Learn to articulate yourself with confidence.

Convincing your partner also requires some confidence. Confidence especially for partners who are not on the same page as you. Make your perspective to the issue as unique as possible. Instead of talking about what you can’t do, talk about the freedom of holding off on sex and how it keeps you both emotionally and physically safe. Make sure to foster friendship and emotional intimacy before physical intimacy. So whatever you fee can be your reasons, try to express them in the kindest way possible and make sure you are not ashamed of them. 

Get physical touch from other outlets, such as going for a massage or practicing yoga regularly.

On a personal scale, we are all humans and not objects. One time or the other there can be an urge especially when you love physical touch. Getting a physical touch from your partner may not be a good option because you just have to deal with saying no as physical touch is a form of foreplay. A good option is, get yourself enrolled in a spa where you can get massage or start a yoga class, studies show that these two help with built up urge.

Discover partners love language to show them how much you love them in other ways.
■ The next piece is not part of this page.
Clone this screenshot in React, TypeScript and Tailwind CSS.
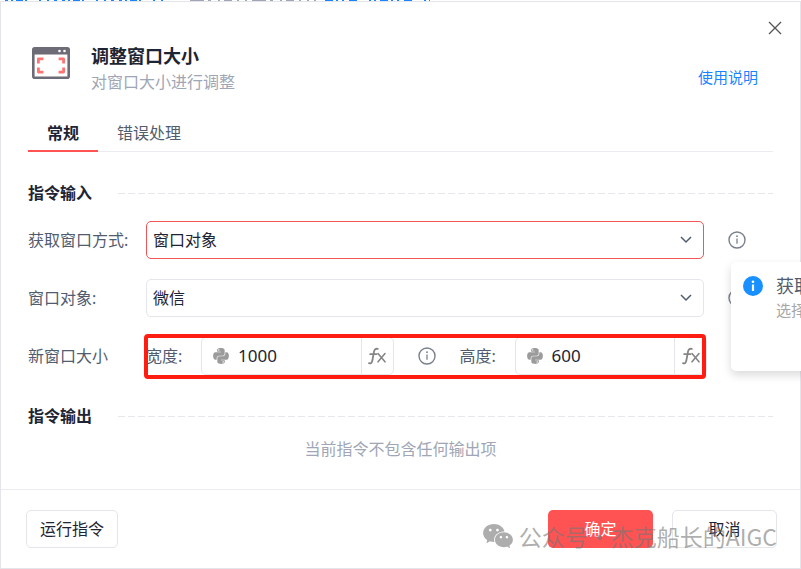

The society today has made us believe that sex is the only way to show someone how you love them. But that is far from the truth because one can get into bed with us because of the lust and craving they have for our body. There are so many ways to show love, it only requires a little effort. 

You should also spend time on things that take your mind away from sex. A girl can learn how to play video games if the boyfriend loves to, this way you even get to know each other and build a stronger relationship.